Ситуация красивая. При наличии разных возможностей, допустим множества, когда выбор той или другой не задевает своего, выбора для нас всё равно нет, потому что совершенно безразлично на какой из возможностей мы остановимся. Парадокс с буридановым ослом, который умер с голоду оттого что клоки сена были привязаны справа и слева от его головы на одинаковом расстоянии, возник внутри цивилизации, в которой каждый факт наполнен предельной важностью. Безразличных мест в мире априори нет, или если они есть, то они просто вне области речи и мысли. Свобода обязывает к вниманию — к высшей дисциплине во всём, на каждом шагу, в тщательности обращения со всем, в том числе с бросовым, ненужным. То, что казалось пройденным и решенным, должно быть снова первым. Т. е. и с этой стороны свобода = необходимость, выбор в пределе одного единственного под угрозой утраты необходимого.

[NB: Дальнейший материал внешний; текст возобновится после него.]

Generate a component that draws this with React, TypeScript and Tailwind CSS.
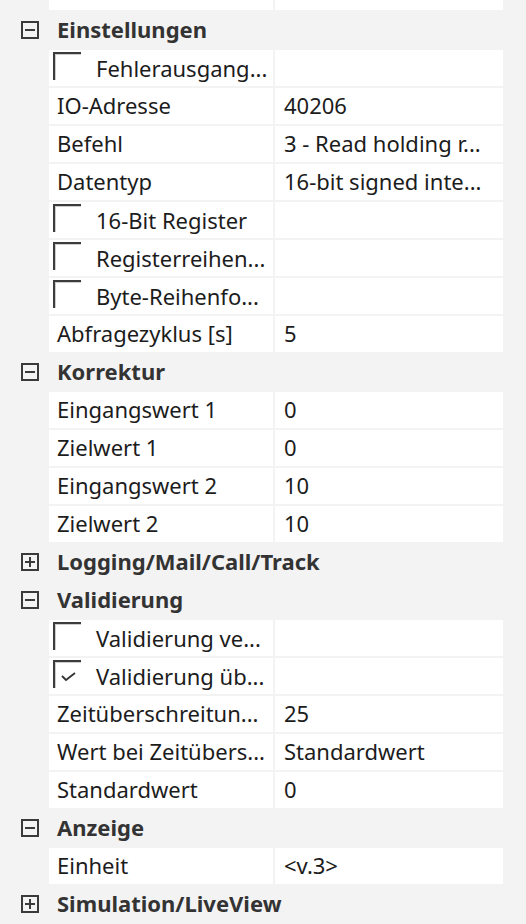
import React from "react"

type Row =
  | { kind: "head"; label: string; open: boolean }
  | { kind: "prop"; label: string; value?: string }
  | { kind: "check"; label: string; checked?: boolean }

const rows: Row[] = [
  { kind: "head", label: "Einstellungen", open: true },
  { kind: "check", label: "Fehlerausgang..." },
  { kind: "prop", label: "IO-Adresse", value: "40206" },
  { kind: "prop", label: "Befehl", value: "3 - Read holding r..." },
  { kind: "prop", label: "Datentyp", value: "16-bit signed inte..." },
  { kind: "check", label: "16-Bit Register" },
  { kind: "check", label: "Registerreihen..." },
  { kind: "check", label: "Byte-Reihenfo..." },
  { kind: "prop", label: "Abfragezyklus [s]", value: "5" },
  { kind: "head", label: "Korrektur", open: true },
  { kind: "prop", label: "Eingangswert 1", value: "0" },
  { kind: "prop", label: "Zielwert 1", value: "0" },
  { kind: "prop", label: "Eingangswert 2", value: "10" },
  { kind: "prop", label: "Zielwert 2", value: "10" },
  { kind: "head", label: "Logging/Mail/Call/Track", open: false },
  { kind: "head", label: "Validierung", open: true },
  { kind: "check", label: "Validierung ve..." },
  { kind: "check", label: "Validierung üb...", checked: true },
  { kind: "prop", label: "Zeitüberschreitun...", value: "25" },
  { kind: "prop", label: "Wert bei Zeitübers...", value: "Standardwert" },
  { kind: "prop", label: "Standardwert", value: "0" },
  { kind: "head", label: "Anzeige", open: true },
  { kind: "prop", label: "Einheit", value: "<v.3>" },
  { kind: "head", label: "Simulation/LiveView", open: false },
]

function ToggleBox({ open }: { open: boolean }) {
  return (
    <svg width="18" height="18" viewBox="0 0 18 18" className="shrink-0">
      <rect x="1" y="1" width="16" height="16" fill="none" stroke="#3a3a3a" strokeWidth="2" />
      <line x1="4" y1="9" x2="14" y2="9" stroke="#3a3a3a" strokeWidth="2" />
      {!open && <line x1="9" y1="4" x2="9" y2="14" stroke="#3a3a3a" strokeWidth="2" />}
    </svg>
  )
}

function CheckBox({ checked }: { checked?: boolean }) {
  return (
    <div className="relative w-[28px] h-[28px] border-t-2 border-l-2 border-[#3c3c3c] shrink-0">
      <div className="absolute inset-0 border-t border-l border-[#cdcdcd]" />
      {checked && (
        <svg width="16" height="10" viewBox="0 0 16 10" className="absolute left-[6px] top-[10px]">
          <polyline points="1,4 5,8 14,1" fill="none" stroke="#333" strokeWidth="1.8" />
        </svg>
      )}
    </div>
  )
}

function Cells({ left, value, pad }: { left: React.ReactNode; value?: string; pad?: boolean }) {
  return (
    <div className="flex h-[36px] gap-[2px] pl-[49px] pr-[23px]">
      <div className={`w-[224px] bg-white flex items-center pb-[2px] ${pad ? "pl-[4px]" : "pl-[8px]"}`}>{left}</div>
      <div className="flex-1 bg-white flex items-center pb-[2px] pl-[9px] text-[#1c1c1c] whitespace-nowrap">{value}</div>
    </div>
  )
}

export default function App() {
  return (
    <div
      className="w-[526px] h-[924px] overflow-hidden bg-[#f3f3f3] text-[22px] leading-none"
      style={{ fontFamily: '"Noto Sans", "Open Sans", sans-serif' }}
    >
      <div className="flex flex-col gap-[2px] -mt-[26px]">
        {/* row scrolled mostly out of view */}
        <div className="flex h-[36px] gap-[2px] pl-[49px] pr-[23px] overflow-hidden">
          <div className="w-[224px] bg-white pl-[8px] pt-[1px] text-[#1c1c1c]">Mischung</div>
          <div className="flex-1 bg-white" />
        </div>

        {rows.map((r, i) => {
          if (r.kind === "head") {
            return (
              <div key={i} className="flex h-[36px] items-center">
                <div className="w-[57px] pl-[21px]">
                  <ToggleBox open={r.open} />
                </div>
                <span className="font-bold text-[#333333] -mt-[3px]">{r.label}</span>
              </div>
            )
          }
          if (r.kind === "check") {
            return (
              <Cells
                key={i}
                pad
                left={
                  <div className="flex items-start h-full pt-[2px] w-full">
                    <CheckBox checked={r.checked} />
                    <span className="ml-[15px] self-center -mt-[1px] text-[#1c1c1c] whitespace-nowrap">{r.label}</span>
                  </div>
                }
              />
            )
          }
          return (
            <Cells key={i} left={<span className="text-[#1c1c1c] whitespace-nowrap">{r.label}</span>} value={r.value} />
          )
        })}
      </div>
    </div>
  )
}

Наша ошибка была в том что мы пошли за Дильтеем, а не надо было. Наберемся смелости и вернемся к Толстому, от исправленного позднего позитивизма к раннему вызывающему. Пусть механизм — причинное объяснение, если не в виде прямо найденных формул, то в виде уверенности, что и в области духа всё подчинено необходимости — распространится на все науки. Не будем рядом с областью, где правит объяснимость через причины, выделять другую область, где дух утверждает свою свободу. Если он еще не подчинился необходимости, то значит еще и не узнал себя.